OPEN LETTER TO THE WORLD
If non-Israelis understood this, everything would be different around here (FB status, April 12):

Dear World: The most important thing you have to understand about Israel is that it is not “the Jews”; it is the opposite of the Jews. The Jews are a militarily powerless minority that, until about 60 years ago, was subject to persecution in any number of countries over the centuries. Israel, by the starkest possible contrast, is where the Jews are the majority, it is a military colossus, and it subjects its powerless Arab minority to systematic discrimination, while subjecting the Palestinians next door to out and out tyranny.

The Jews don’t do that sort of thing, never have; Israel does and has been doing it, to one degree or another, since it was founded.

And since the Jews and Israel are opposites, you shouldn’t think of them in the same way or treat them the same way, but rather the opposite way. The Jews, like every other powerless minority, are innocent of any crime and must be protected; Israel, like every other military power that tramples the weak, is guilty as hell – and you, the world, ought to finally start punishing it and protecting its victims.


 

BRED FOR THE JOB FROM BIRTH
On video of Border Police bashing up Palestinians during arrest (FB status, April 10):

The Border Police are made up overwhelmingly of Israel’s underclass – poor Mizrahim, Ethiopians, Druze, people who grew up with a lot of anger, resentment and violence around them, and who thus can be called on to scare and kick the shit out of Palestinians, a necessary function of the occupation. I’ve seen them at work in Gaza; it’s stunning, excuse the pun. Here you see them at work in East Jerusalem.
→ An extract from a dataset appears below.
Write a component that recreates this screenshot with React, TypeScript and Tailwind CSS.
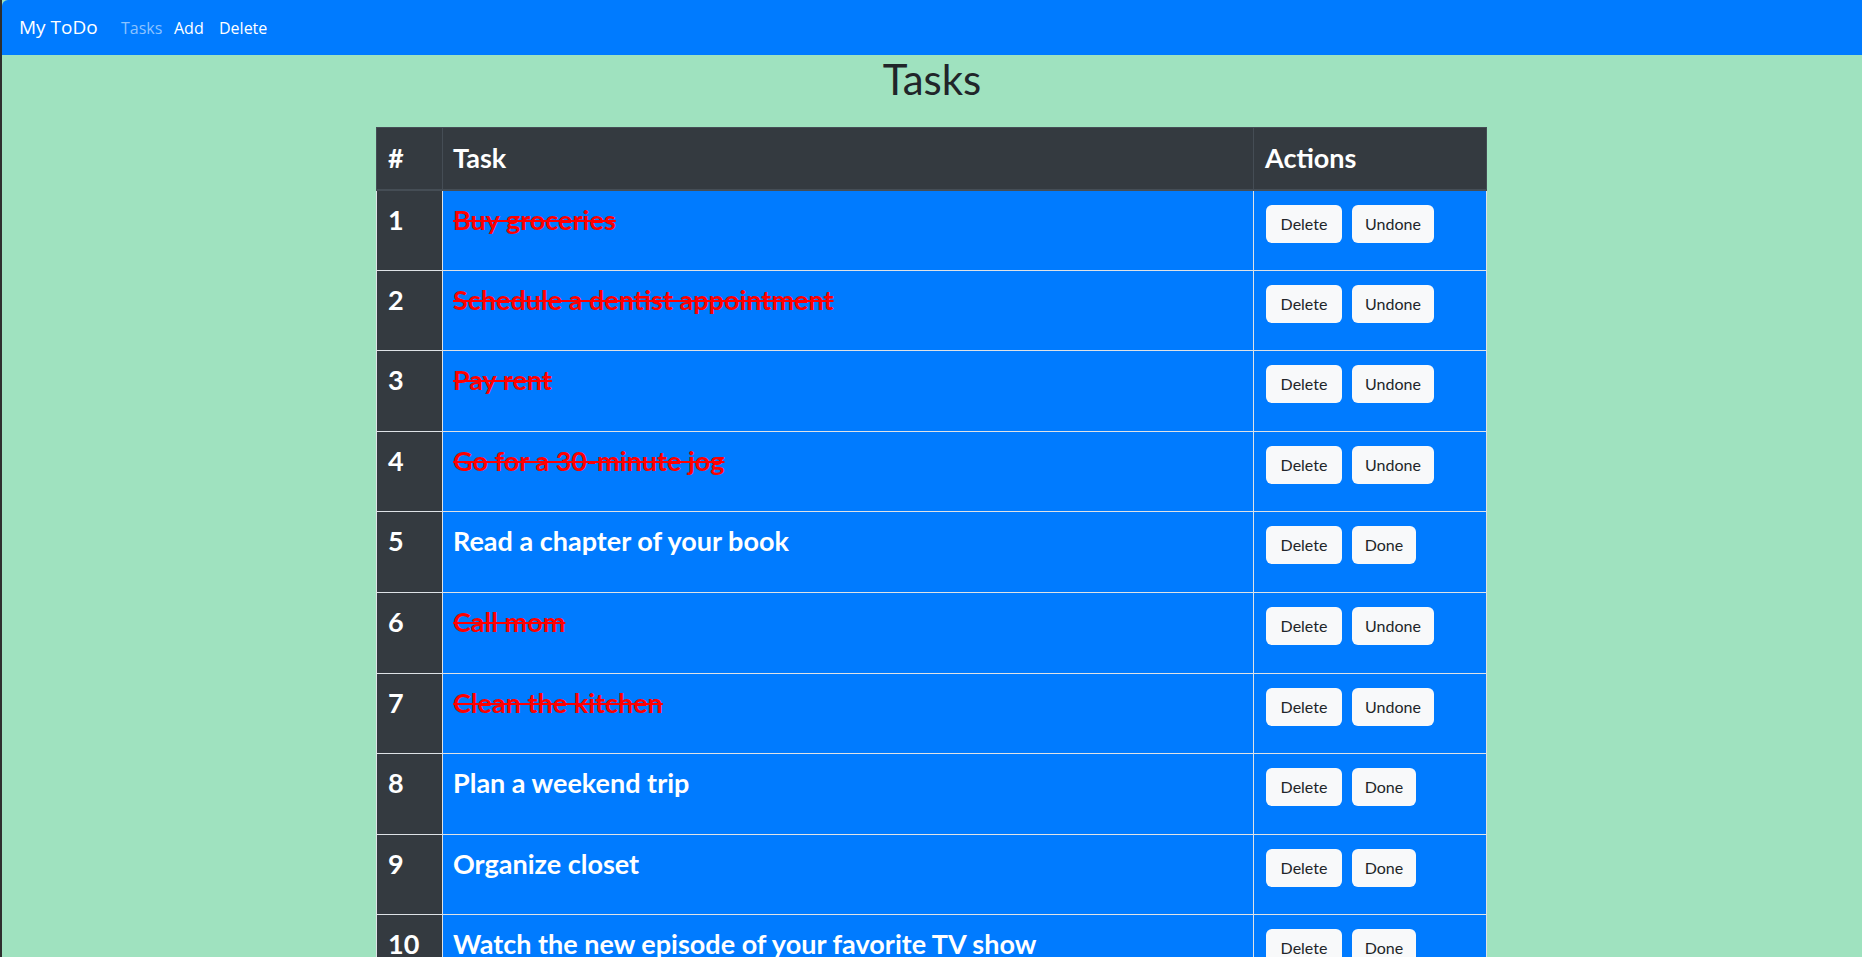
import React from "react";

const tasks = [
  { t: "Buy groceries", done: true },
  { t: "Schedule a dentist appointment", done: true },
  { t: "Pay rent", done: true },
  { t: "Go for a 30-minute jog", done: true },
  { t: "Read a chapter of your book", done: false },
  { t: "Call mom", done: true },
  { t: "Clean the kitchen", done: true },
  { t: "Plan a weekend trip", done: false },
  { t: "Organize closet", done: false },
  { t: "Watch the new episode of your favorite TV show", done: false },
];

export default function App() {
  return (
    <div className="h-screen overflow-hidden bg-[#9fe2bf] border-l-2 border-[#2e2e2e] font-['Comic_Sans_MS',Lato,sans-serif]">
      <nav className="h-[55px] bg-[#007bff] flex items-center pl-[17px] font-['Open_Sans',sans-serif] rounded-tl-[6px]">
        <span className="text-white text-[19px] w-[78px] whitespace-nowrap">My ToDo</span>
        <span className="ml-[24px] w-[36px] text-[16px] text-[#8cc3ff] whitespace-nowrap">Tasks</span>
        <span className="ml-[17px] w-[29px] text-[16px] text-white whitespace-nowrap">Add</span>
        <span className="ml-[16px] text-[16px] text-white whitespace-nowrap">Delete</span>
      </nav>
      <h1 className="text-center text-[42px] leading-[48px] text-[#212529] mb-[24px]">Tasks</h1>
      <table className="ml-[374px] w-[1110px] table-fixed border-collapse text-[27px] font-bold">
        <colgroup>
          <col className="w-[66px]" />
          <col className="w-[811px]" />
          <col className="w-[233px]" />
        </colgroup>
        <thead>
          <tr className="h-[62px] bg-[#343a40] text-white">
            <th className="text-left align-middle pl-[11px] pr-3 border border-[#454d55] border-b-2">#</th>
            <th className="text-left align-middle pl-[10px] pr-3 border border-[#454d55] border-b-2">Task</th>
            <th className="text-left align-middle pl-[11px] pr-3 border border-[#454d55] border-b-2">Actions</th>
          </tr>
        </thead>
        <tbody>
          {tasks.map((task, i) => (
            <tr key={i} className="h-[80.6px]">
              <td className="bg-[#343a40] text-white align-top pl-[11px] pr-3 pt-[13px] leading-[1.2] border border-[#dee2e6]">
                {i + 1}
              </td>
              <td className="bg-[#007bff] align-top pl-[10px] pr-3 pt-[13px] leading-[1.2] border border-[#dee2e6]">
                <span className={task.done ? "text-[#ff0000] line-through" : "text-white"}>{task.t}</span>
              </td>
              <td className="bg-[#007bff] align-top px-3 pt-[14px] border border-[#dee2e6]">
                <div className="flex gap-[10px]">
                  <button className="w-[76px] h-[38px] rounded-[6px] bg-[#f8f9fa] text-[#212529] text-[16px] font-normal">
                    Delete
                  </button>
                  <button
                    className={
                      task.done
                        ? "w-[82px] h-[38px] rounded-[6px] bg-[#f8f9fa] text-[#212529] text-[16px] font-normal"
                        : "w-[64px] h-[38px] rounded-[6px] bg-[#f8f9fa] text-[#212529] text-[16px] font-normal"
                    }
                  >
                    {task.done ? "Undone" : "Done"}
                  </button>
                </div>
              </td>
            </tr>
          ))}
        </tbody>
      </table>
    </div>
  );
}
Right-leaning FB friend: Racist comment. My family in Israel is Mizrachi, and they don’t fit your racist stereotype. I’ve seen Ashkenazy Jews like you who are also angry and violent, but I would not dare stereotype them.

Me: I didn’t say Mizrahi, I said poor Mizrahi, the Mizrahim who are part of the Israeli underclass, and in those parts of Israeli society, anger, resentment and violence is high – just like it is among poor blacks and poor Latinos in America.